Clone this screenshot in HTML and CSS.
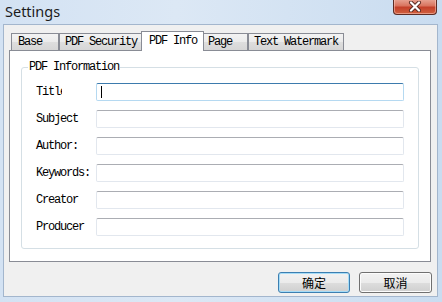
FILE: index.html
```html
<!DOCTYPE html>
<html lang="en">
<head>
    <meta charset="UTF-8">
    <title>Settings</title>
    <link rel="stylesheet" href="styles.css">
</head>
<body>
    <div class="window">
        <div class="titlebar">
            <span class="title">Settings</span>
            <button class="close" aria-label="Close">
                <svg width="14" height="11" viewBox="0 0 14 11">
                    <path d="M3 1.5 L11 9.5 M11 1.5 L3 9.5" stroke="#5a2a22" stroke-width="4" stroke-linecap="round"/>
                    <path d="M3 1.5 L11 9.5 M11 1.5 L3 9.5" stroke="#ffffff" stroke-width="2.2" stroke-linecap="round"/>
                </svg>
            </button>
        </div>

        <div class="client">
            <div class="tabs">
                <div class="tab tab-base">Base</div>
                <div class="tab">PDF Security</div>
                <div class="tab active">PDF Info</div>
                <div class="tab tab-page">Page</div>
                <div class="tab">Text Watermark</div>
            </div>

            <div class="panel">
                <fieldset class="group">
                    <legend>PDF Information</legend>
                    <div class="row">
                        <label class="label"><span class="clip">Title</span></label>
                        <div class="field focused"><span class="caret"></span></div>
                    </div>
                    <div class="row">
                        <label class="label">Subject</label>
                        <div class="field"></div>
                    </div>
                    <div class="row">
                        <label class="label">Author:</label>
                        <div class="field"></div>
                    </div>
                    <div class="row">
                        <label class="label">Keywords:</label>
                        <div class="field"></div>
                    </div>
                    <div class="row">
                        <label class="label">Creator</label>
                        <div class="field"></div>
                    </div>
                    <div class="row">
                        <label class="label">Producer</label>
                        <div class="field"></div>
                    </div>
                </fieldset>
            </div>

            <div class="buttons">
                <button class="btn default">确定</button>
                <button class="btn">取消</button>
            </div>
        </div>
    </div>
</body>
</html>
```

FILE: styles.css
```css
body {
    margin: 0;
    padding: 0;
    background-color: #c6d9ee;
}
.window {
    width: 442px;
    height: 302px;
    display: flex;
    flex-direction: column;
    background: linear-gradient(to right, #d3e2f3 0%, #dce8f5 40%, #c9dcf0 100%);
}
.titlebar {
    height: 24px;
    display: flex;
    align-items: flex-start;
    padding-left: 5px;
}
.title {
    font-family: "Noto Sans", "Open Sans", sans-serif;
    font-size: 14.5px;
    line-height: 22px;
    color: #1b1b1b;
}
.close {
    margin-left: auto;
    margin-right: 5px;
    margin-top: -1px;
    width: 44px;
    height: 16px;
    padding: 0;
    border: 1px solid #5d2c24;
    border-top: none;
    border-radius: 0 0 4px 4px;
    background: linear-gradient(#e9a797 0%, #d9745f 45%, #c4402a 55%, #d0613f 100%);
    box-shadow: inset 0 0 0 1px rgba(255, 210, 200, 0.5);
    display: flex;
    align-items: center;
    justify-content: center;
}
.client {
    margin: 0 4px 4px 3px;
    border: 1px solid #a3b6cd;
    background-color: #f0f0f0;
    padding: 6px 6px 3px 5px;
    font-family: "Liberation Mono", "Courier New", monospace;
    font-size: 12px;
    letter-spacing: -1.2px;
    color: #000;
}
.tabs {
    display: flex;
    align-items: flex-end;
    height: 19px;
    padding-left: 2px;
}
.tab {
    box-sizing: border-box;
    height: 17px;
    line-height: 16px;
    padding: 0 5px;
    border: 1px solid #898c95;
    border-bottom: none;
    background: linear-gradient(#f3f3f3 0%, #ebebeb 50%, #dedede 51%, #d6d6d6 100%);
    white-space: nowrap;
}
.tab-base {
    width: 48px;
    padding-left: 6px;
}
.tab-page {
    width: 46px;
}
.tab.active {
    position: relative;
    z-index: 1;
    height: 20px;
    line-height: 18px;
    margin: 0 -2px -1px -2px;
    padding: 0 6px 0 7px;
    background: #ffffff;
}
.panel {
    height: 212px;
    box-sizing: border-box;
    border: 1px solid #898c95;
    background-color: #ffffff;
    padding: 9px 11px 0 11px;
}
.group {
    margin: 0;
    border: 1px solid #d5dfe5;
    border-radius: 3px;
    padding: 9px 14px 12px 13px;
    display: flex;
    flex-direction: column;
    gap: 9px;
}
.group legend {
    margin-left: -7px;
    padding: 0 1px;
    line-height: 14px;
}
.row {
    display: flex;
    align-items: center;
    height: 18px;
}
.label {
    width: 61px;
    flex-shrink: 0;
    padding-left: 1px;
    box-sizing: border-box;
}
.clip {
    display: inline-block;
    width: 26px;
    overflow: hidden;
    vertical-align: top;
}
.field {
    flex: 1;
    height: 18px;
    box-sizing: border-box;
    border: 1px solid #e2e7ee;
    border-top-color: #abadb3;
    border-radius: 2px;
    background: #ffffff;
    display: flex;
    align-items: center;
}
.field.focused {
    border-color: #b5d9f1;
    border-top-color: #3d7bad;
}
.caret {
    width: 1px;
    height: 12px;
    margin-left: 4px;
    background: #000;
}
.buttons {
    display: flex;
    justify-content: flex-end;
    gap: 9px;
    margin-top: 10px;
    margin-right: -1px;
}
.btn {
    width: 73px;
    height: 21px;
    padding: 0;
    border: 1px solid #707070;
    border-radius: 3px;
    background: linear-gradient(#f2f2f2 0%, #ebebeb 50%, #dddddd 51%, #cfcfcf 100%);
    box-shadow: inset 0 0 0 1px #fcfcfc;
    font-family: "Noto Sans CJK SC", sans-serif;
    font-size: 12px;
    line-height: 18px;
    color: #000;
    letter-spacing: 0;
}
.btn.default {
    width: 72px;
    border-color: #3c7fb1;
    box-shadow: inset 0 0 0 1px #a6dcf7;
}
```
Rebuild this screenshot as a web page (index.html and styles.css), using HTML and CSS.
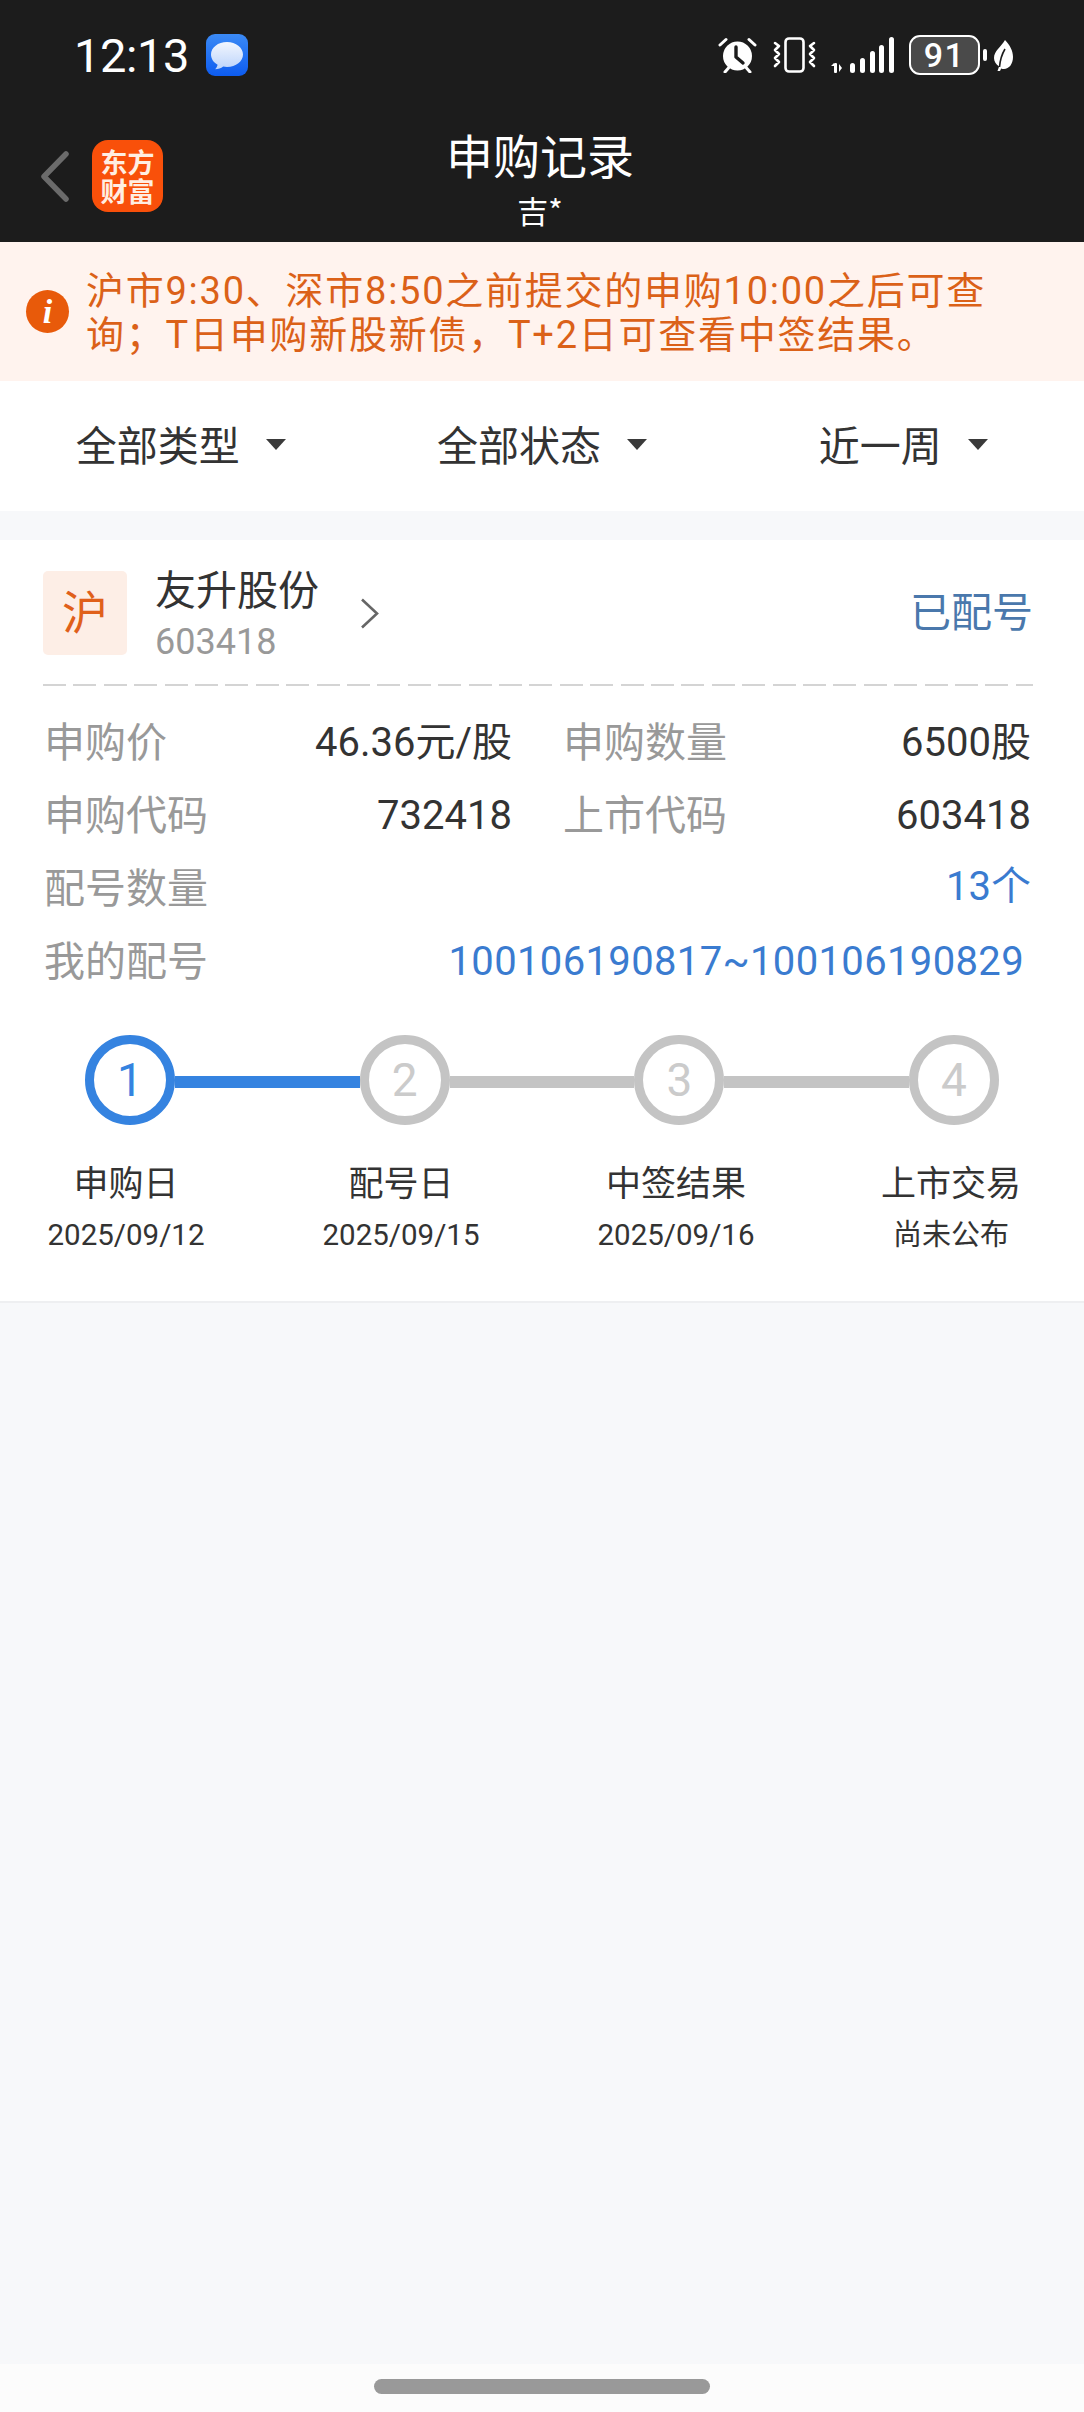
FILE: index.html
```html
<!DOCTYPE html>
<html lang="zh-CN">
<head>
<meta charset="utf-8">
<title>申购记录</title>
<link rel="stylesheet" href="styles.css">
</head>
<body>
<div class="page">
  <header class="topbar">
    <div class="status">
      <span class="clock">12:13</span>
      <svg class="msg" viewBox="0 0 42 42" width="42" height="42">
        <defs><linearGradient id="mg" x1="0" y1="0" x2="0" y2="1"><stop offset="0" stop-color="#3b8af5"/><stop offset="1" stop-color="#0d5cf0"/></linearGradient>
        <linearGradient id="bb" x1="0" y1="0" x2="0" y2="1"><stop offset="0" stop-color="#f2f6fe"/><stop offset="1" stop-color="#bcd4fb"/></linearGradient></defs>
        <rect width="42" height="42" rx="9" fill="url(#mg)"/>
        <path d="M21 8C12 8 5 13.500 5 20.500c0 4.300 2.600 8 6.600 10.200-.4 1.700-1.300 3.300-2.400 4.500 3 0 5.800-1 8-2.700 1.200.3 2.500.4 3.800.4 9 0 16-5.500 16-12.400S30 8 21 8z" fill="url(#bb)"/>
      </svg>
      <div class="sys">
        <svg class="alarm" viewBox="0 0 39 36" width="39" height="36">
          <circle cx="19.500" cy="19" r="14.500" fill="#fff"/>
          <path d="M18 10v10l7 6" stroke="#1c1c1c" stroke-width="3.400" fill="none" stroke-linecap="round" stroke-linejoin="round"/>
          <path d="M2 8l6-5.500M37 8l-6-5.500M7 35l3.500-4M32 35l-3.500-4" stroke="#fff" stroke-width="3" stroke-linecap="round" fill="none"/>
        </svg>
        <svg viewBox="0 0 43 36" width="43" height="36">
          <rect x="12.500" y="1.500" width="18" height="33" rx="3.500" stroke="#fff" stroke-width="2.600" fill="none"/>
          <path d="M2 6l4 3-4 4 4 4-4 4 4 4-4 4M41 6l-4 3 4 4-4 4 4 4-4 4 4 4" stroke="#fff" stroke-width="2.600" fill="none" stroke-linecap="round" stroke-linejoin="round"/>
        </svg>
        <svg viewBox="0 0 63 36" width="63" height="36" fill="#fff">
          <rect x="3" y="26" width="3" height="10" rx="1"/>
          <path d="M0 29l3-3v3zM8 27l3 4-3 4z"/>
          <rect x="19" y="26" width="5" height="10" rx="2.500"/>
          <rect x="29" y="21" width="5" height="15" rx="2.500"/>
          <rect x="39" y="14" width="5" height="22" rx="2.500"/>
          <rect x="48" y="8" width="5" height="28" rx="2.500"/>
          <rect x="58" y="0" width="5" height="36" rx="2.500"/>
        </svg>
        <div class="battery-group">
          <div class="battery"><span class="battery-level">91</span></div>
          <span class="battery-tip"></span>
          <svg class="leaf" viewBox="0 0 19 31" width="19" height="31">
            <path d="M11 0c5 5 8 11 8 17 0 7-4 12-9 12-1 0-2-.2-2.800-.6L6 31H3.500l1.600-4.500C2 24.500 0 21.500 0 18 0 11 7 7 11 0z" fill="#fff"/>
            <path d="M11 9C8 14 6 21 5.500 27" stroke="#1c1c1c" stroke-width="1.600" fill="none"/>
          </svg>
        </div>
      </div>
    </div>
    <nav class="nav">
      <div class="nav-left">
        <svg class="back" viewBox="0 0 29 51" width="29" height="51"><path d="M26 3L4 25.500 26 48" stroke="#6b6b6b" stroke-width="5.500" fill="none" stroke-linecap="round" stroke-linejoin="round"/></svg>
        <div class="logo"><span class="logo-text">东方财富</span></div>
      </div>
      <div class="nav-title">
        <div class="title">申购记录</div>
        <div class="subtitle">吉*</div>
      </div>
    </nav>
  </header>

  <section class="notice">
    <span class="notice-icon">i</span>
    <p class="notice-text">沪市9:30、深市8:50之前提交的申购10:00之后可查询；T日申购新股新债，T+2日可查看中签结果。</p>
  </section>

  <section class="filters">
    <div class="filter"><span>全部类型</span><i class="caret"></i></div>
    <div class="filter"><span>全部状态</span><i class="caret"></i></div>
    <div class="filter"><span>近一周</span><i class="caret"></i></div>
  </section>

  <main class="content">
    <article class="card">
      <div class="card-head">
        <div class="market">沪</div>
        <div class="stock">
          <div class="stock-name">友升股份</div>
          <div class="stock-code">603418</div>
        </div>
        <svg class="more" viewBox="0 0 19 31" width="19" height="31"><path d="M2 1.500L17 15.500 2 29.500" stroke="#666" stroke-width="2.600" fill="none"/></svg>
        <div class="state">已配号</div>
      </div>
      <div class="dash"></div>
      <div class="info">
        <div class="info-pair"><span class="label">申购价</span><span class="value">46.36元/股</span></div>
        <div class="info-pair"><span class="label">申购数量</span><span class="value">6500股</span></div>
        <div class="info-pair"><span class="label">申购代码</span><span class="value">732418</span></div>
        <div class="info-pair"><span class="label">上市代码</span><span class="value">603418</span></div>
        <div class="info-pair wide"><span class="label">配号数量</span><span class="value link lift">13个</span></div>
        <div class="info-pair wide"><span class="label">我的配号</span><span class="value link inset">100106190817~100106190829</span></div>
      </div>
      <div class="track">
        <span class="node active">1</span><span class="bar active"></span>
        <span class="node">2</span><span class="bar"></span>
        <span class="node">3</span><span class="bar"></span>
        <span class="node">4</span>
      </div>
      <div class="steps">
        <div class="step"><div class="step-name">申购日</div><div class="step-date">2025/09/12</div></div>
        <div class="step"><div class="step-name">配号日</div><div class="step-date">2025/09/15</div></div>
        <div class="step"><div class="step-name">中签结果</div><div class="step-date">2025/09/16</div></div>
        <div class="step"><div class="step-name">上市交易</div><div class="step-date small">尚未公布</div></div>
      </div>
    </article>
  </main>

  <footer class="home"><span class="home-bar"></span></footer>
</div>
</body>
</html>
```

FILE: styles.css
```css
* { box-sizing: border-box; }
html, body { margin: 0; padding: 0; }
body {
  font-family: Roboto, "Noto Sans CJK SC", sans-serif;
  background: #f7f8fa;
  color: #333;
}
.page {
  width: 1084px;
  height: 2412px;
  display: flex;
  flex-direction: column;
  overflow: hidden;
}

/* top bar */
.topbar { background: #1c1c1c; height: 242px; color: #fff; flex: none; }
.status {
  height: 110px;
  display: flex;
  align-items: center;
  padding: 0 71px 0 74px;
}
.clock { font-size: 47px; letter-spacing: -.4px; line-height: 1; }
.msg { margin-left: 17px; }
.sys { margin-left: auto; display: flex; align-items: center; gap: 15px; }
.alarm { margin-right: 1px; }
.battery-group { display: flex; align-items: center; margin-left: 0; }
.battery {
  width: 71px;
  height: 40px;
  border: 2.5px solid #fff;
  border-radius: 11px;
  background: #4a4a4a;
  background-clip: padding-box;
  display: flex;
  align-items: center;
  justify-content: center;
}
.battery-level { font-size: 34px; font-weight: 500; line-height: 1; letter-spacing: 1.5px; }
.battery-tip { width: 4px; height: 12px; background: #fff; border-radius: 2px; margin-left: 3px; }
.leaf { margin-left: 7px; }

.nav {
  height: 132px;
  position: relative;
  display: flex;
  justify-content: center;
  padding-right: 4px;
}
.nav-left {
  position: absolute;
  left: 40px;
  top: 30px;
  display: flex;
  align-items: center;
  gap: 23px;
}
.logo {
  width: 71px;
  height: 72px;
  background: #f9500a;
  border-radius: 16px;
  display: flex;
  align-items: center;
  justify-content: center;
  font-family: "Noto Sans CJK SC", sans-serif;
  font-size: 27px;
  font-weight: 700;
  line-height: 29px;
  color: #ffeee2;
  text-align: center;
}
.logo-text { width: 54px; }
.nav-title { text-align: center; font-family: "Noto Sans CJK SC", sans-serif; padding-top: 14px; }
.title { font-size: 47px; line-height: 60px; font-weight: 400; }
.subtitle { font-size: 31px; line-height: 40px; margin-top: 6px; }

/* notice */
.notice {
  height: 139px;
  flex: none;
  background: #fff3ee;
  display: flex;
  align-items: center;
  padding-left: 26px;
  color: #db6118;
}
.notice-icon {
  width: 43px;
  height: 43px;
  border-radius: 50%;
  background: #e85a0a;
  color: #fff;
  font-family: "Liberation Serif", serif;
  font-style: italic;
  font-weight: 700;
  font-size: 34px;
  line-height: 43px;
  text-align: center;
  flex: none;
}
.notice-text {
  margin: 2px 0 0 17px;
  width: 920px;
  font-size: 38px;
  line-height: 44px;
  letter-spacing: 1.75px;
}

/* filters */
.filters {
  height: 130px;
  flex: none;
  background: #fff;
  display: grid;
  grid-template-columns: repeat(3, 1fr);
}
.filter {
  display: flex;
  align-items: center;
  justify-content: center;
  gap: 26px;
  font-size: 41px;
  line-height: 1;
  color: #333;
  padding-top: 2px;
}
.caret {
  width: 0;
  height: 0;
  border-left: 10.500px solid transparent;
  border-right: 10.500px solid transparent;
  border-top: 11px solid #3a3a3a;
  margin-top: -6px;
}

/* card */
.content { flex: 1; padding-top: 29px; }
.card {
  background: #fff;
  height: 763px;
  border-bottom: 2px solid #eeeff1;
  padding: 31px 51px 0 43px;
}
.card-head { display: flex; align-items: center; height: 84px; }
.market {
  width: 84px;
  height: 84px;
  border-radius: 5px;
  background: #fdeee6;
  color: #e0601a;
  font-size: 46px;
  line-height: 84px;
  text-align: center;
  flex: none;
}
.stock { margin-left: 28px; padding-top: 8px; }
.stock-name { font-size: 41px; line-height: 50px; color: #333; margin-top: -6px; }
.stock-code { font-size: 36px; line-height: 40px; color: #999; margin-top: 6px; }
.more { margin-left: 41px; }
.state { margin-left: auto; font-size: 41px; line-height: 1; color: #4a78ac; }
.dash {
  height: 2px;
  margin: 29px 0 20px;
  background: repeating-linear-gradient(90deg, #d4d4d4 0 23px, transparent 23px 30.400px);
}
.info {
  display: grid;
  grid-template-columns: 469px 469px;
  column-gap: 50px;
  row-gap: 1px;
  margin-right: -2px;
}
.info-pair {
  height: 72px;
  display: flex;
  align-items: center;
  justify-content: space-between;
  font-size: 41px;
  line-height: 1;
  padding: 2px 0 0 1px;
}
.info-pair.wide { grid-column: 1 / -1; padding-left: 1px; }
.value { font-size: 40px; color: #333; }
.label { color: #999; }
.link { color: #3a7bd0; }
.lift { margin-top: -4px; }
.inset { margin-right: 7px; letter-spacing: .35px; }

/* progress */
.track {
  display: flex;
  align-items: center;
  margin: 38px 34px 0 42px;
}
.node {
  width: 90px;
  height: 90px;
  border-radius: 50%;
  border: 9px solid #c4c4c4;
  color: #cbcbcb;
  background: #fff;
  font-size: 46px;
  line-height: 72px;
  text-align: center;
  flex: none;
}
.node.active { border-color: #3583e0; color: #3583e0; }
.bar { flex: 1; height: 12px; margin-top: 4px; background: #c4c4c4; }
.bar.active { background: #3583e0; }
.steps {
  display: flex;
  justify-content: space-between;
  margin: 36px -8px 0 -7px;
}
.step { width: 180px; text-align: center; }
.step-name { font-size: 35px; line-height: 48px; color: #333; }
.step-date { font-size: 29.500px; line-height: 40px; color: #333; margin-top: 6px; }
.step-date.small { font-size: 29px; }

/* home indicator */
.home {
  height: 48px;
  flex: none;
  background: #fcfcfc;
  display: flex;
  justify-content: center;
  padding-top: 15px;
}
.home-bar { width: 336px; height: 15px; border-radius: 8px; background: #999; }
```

- _PROBLEM TO WORK ON_:
Find the lines containing "index" and list every one of them.

- _FINISHED ANSWER_:
FILE: index.html
    z-index: 1;
Rebuild this screenshot as a web page (index.html and styles.css), using HTML and CSS.
FILE: index.html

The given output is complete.